Why is this phenomenon involving a small but important part of the population being seriously considered by some as the beginning of the end of capitalism? Well, a lot of it is wishful thinking, particularly when coupled with Peak Oil predictions, but it does shine a light on a dark "secret" of the American economy – that more and more of what is called "wealth" is actually not real and exists as credit – not just in the form of home mortgages but as the entire realms of Consumer and National Debt. All debt is predicated on the assumption that at some point the borrower is going to pay back the amount borrowed plus some amount of interest that is profit for the lender. Preferably, the debt is incurred in order to create more wealth in the form of investment or building of a business enterprise. Debt is a fundamental building block of capitalism and is nothing new, or secret, but has never existed in such astronomical amounts or made up such a large part of the American economy.


Consumer debt, which is money owed by people (not including things like mortgages), is according to the Federal Reserve close to $2.5 trillion dollars. This wealth, which actually doesn't exist, is counted in the economy (though this fact is not brought up in polite company). The fundamental weakness of such a high consumer debt is that at some point, people can decide to stop paying back money they owe. Therefore, the sub prime fiasco is serving as a canary in a coalmine to an economy primarily fueled by consumer spending (i.e. debt). If people can start defaulting on mortgages en masse, where the potential self-harm in doing so is rather severe, what is to stop them from defaulting on credit cards, payday loans, and other consumer credit devices and in doing so wash away the very foundation of the American economy like a broken sewer line buried beneath a downtown street? Yes, there have been a few hedge fund managers fired and a few extra yachts put up for sale, but so far there is no indication that this toxic mess has any danger of spreading into the murky and uncharted waters of consumer debt, which has in fact stayed level for 2007.


In 1929, the American economy, and with it the world's, took a plunge into depression due to careless and rampant speculation in stocks. Many then thought capitalism would collapse and the way become clear for the seizing of power by the working class. The SPGB wrote about it in 1932 in a pamphlet called "Why Socialism Will Not Collapse". While much of the work cites previous examples of financial crises that did not spell the death of capitalism and then attempts to explain the then-current state of affairs, their argument is plainly stated up front:

"The basis of Capitalism is the private ownership of the land, the factories, the railways, and the rest of means of life. This is the root cause of poverty, insecurity and wars, and a whole host of other evils."
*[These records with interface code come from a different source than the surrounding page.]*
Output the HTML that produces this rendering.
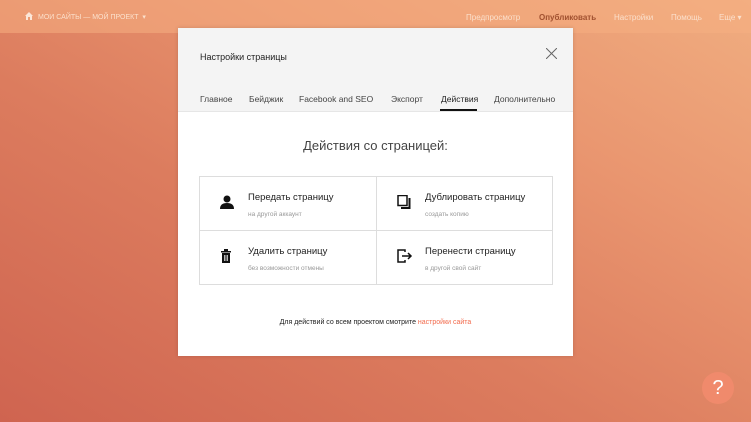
<!DOCTYPE html>
<html><head><meta charset="utf-8"><style>
*{margin:0;padding:0;box-sizing:border-box}
body{width:751px;height:422px;overflow:hidden;position:relative;font-family:"Liberation Sans","Noto Sans CJK SC",sans-serif;background:linear-gradient(30deg,#cf6450 0%,#dc7c5e 40%,#e9956f 70%,#f0ad80 100%)}
.top{position:absolute;left:0;top:0;width:751px;height:33px;background:rgba(245,175,130,.55);font-size:8px;color:#fbe0cc}
.top span{position:absolute;top:13px}
.modal{position:absolute;left:178px;top:28px;width:395px;height:328px;background:#fff;box-shadow:0 0 4px rgba(0,0,0,.15)}
.hdr{height:84px;background:#f4f4f4;border-bottom:1px solid #e6e6e6;position:relative}
.title{position:absolute;left:22px;top:24px;font-size:9px;color:#222}
.tabs span{position:absolute;top:66px;font-size:8.5px;color:#444}
.h{position:absolute;top:110px;width:100%;text-align:center;font-size:13px;color:#444}
.grid{position:absolute;left:21px;top:148px;width:354px;height:109px;border:1px solid #ddd}
.cell{position:absolute;width:176px;height:54px}
.cell b{position:absolute;left:48px;top:15px;font-weight:normal;font-size:9.5px;color:#222}
.cell i{position:absolute;left:48px;top:34px;font-style:normal;font-size:6.5px;color:#999}
.cell svg{position:absolute;left:20px;top:18px}
.foot{position:absolute;top:291px;width:100%;text-align:center;font-size:7px;color:#222}
</style></head><body>
<div class="top">
<svg style="position:absolute;left:25px;top:12px" width="8" height="8"><path d="M4 0L8 4H7V8H5V5H3V8H1V4H0Z" fill="#fbe6d8"/></svg>
<span style="left:38px;font-size:7px">МОИ САЙТЫ — МОЙ ПРОЕКТ &nbsp;▾</span>
<span style="left:466px">Предпросмотр</span>
<span style="left:539px;color:#a0502f;font-weight:bold">Опубликовать</span>
<span style="left:614px">Настройки</span>
<span style="left:671px">Помощь</span>
<span style="left:719px">Еще ▾</span>
</div>
<div class="modal">
<div class="hdr">
<div class="title">Настройки страницы</div>
<svg style="position:absolute;left:368px;top:20px" width="11" height="11"><path d="M0 0L11 11M11 0L0 11" stroke="#666" stroke-width="1"/></svg>
<div class="tabs">
<span style="left:22px">Главное</span>
<span style="left:71px">Бейджик</span>
<span style="left:121px">Facebook and SEO</span>
<span style="left:213px">Экспорт</span>
<span style="left:263px;color:#222">Действия</span>
<span style="left:316px">Дополнительно</span>
</div>
<div style="position:absolute;left:262px;top:81px;width:37px;height:2px;background:#111"></div>
</div>
<div class="h">Действия со страницей:</div>
<div class="grid">
<div style="position:absolute;left:176px;top:0;width:1px;height:107px;background:#ddd"></div>
<div style="position:absolute;left:0;top:53px;width:352px;height:1px;background:#ddd"></div>
<div class="cell" style="left:0;top:0"><svg width="14" height="14"><circle cx="7" cy="4" r="3.5" fill="#111"/><path d="M0 14Q0 8 7 8Q14 8 14 14Z" fill="#111"/></svg><b>Передать страницу</b><i>на другой аккаунт</i></div>
<div class="cell" style="left:177px;top:0"><svg width="14" height="14"><rect x="1" y="0.5" width="9" height="10" fill="none" stroke="#111" stroke-width="1.5"/><path d="M4 13H12.5V3" fill="none" stroke="#111" stroke-width="2"/></svg><b>Дублировать страницу</b><i>создать копию</i></div>
<div class="cell" style="left:0;top:54px"><svg width="14" height="14"><rect x="1" y="2" width="10" height="1.5" fill="#111"/><rect x="4" y="0" width="4" height="2" fill="#111"/><rect x="2" y="4" width="8" height="10" fill="#111"/><path d="M4.5 6V12M6 6V12M7.5 6V12" stroke="#fff" stroke-width=".7"/></svg><b>Удалить страницу</b><i>без возможности отмены</i></div>
<div class="cell" style="left:177px;top:54px"><svg width="16" height="14"><path d="M8 3V1H1V13H8V11" fill="none" stroke="#111" stroke-width="1.5"/><path d="M5 7H14M11 4L14 7L11 10" fill="none" stroke="#111" stroke-width="1.5"/></svg><b>Перенести страницу</b><i>в другой свой сайт</i></div>
</div>
<div class="foot">Для действий со всем проектом смотрите <span style="color:#f26b4d">настройки сайта</span></div>
</div>
<div style="position:absolute;left:702px;top:372px;width:32px;height:32px;border-radius:50%;background:#f08a6c;color:#fff;font-size:20px;text-align:center;line-height:32px">?</div>
</body></html>
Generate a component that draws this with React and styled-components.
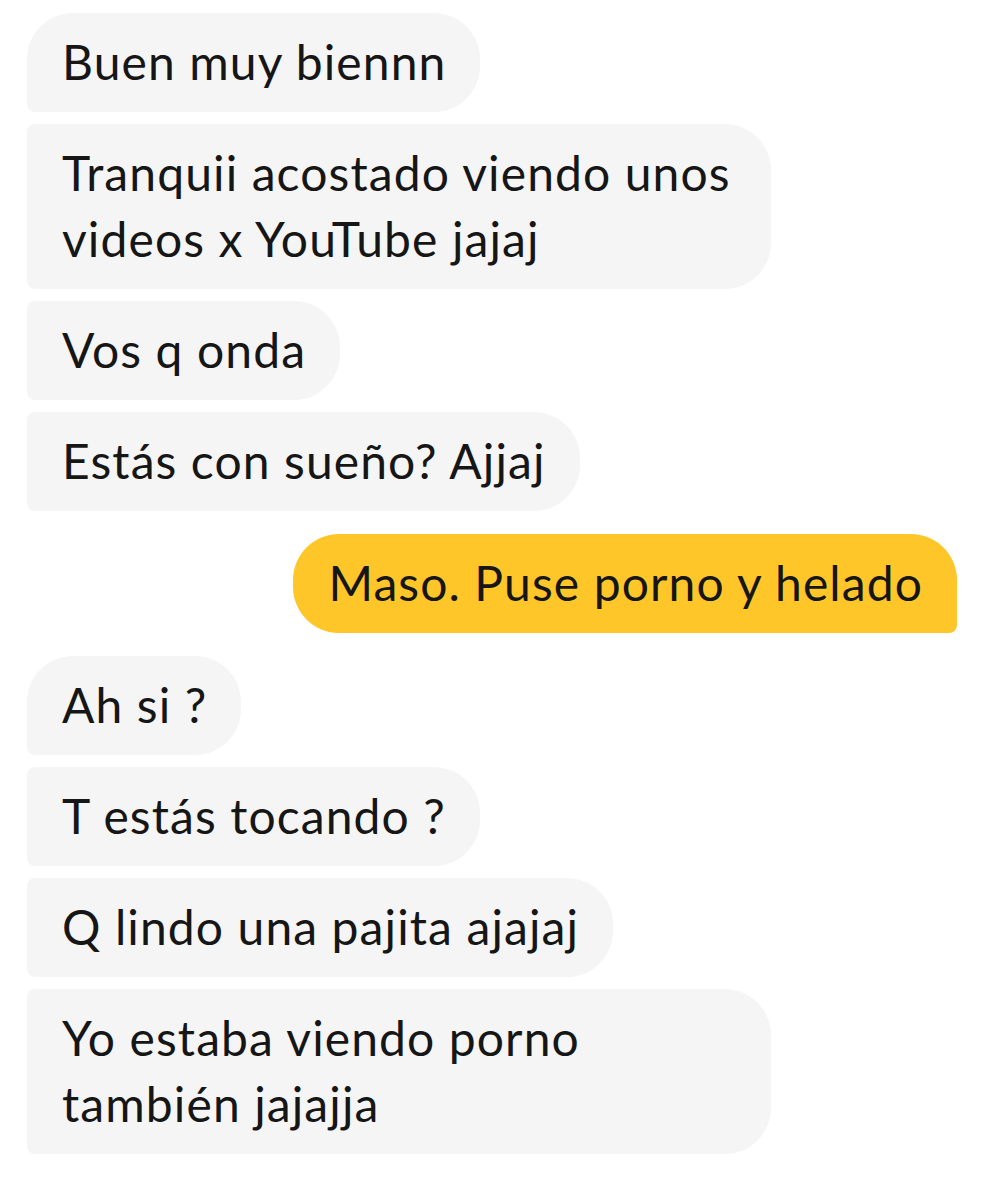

In these two sentences we are assured that no matter what heights of greed or convoluted displays of smoke and mirrors the capitalist class achieves, and no matter how devastating their blunders may have on the short term conditions of the economy, the foundation of private property, and thus Capitalism itself, will remain intact so long as we continue to accept it. And by continuing to search for leaders and laws that will prevent economic calamity from ever happening again, as has happened after the many meltdowns of centuries past, we sadly ensure that it does happen, again and again! See, capitalism - no matter how bleak the outlook may seem, whether due to Peak Oil or endless war, or consumer debt – will remain as long as we allow it to by accepting its laws and playing its game. Only when the majority of the human species decides to reject the rule of property law, and the class that benefits from it, can Capitalism finally be defeated!